If the card is still good then improving case cooling/airflow & re seating the cooler with decent thermal paste you should be able to achieve reasonable temps whilst overclocked.
If almost dead you'll just have to underclock it to get cooler temps to stop it artifacting. All is not lost & it'll do the lad until you get a replacement.

Hopefully a re seat & AS & sorting the case cooling out will allow you to run it clocked. Clocked that card will still run loads of decent titles & even at default it will run HL2/CSS/FarCry/BF2 etc etc etc etc
 
I'm back thinking that it's a driver problem.

I've noticed that when I run 3DMark03, in the first test (WWII Air Battle) the FPS, Time and Frame numbers are missing from their fields at the bottom. Then when I look closely at the blue smearing that comes down from the top left I see that it is the numbers but smeared out big.
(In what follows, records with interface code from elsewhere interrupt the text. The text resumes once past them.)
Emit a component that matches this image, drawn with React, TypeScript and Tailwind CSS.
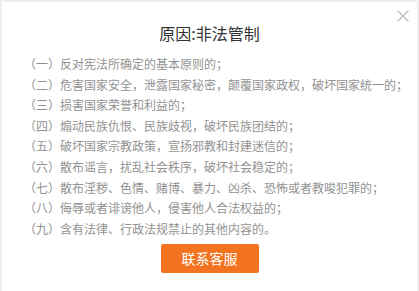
import { X } from 'lucide-react';

const rules = [
	'（一）反对宪法所确定的基本原则的；',
	'（二）危害国家安全，泄露国家秘密，颠覆国家政权，破坏国家统一的；',
	'（三）损害国家荣誉和利益的；',
	'（四）煽动民族仇恨、民族歧视，破坏民族团结的；',
	'（五）破坏国家宗教政策，宣扬邪教和封建迷信的；',
	'（六）散布谣言，扰乱社会秩序，破坏社会稳定的；',
	'（七）散布淫秽、色情、赌博、暴力、凶杀、恐怖或者教唆犯罪的；',
	'（八）侮辱或者诽谤他人，侵害他人合法权益的；',
	'（九）含有法律、行政法规禁止的其他内容的。',
];

export default function App() {
	return (
		<div
			className="w-[419px] h-[291px] bg-[#f0f0f0] overflow-hidden"
			style={{ fontFamily: '"Noto Sans CJK SC", "Noto Sans", sans-serif' }}
		>
			<div className="relative ml-[2px] mt-[2px] w-[415px] h-[289px] bg-white flex flex-col">
				<button className="absolute right-[4px] top-[4px] text-[#c4c4c4]" type="button">
					<X size={20} strokeWidth={2} />
				</button>

				<h2 className="pt-[19px] text-center text-[16px] leading-[24px] text-[#333]">
					原因:非法管制
				</h2>

				<ul className="mt-[9px] pl-[22px] text-[12px] leading-[20.6px] text-[#929292]">
					{rules.map((rule) => (
						<li key={rule} className="whitespace-nowrap">{rule}</li>
					))}
				</ul>

				<div className="flex justify-center mt-[5px]">
					<button
						className="w-[98px] h-[29px] rounded-[2px] bg-[#f37321] text-white text-[14px]"
						type="button"
					>
						联系客服
					</button>
				</div>
			</div>
		</div>
	);
}
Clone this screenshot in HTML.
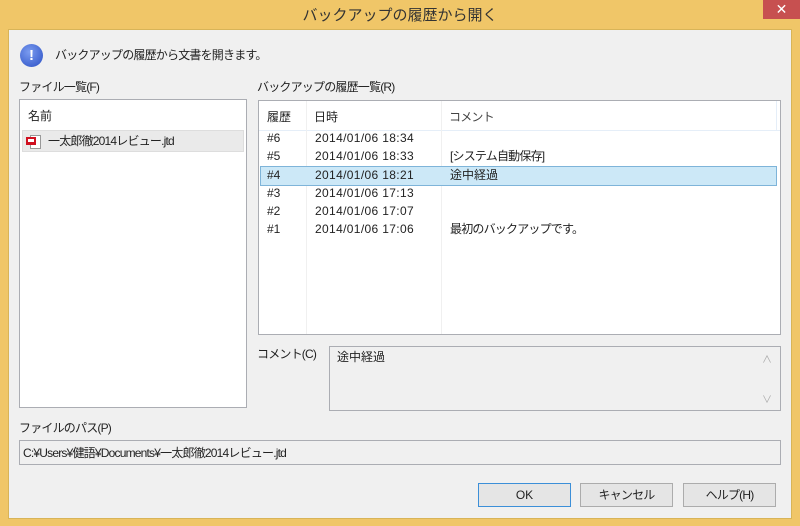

I've tried underclocking to minimum 175MHz GPU and 500MHz for memory and I get exactly the same.

I'm now back on driver 77.62 and the result is exactly the same.

I don't think the card is overheating and its hard to imagine memory failure producing such repeatable results - especially at different screen resolutions.

Puzzled now.

Cheers,

Nigel
 
I think I might have fixed it, the 3DMark03 appears to run okay now anyway.

I made the following BIOS changes

AGP Apeture - changed from 128MB to 256MB (I'm not entirely sure what this does. I didn't think it had to be as bi as the RAM on the graphics card but I set it to equal anyway)

AGP Speed - changed from AUTO to 8x (in theory this shouldn't have made a difference because AUTO should have set itself to 8x)

But after I made these changes the 3dMark03 changed from being quite corrupted to running fine.

Fingers crossed, it wasn't a one off.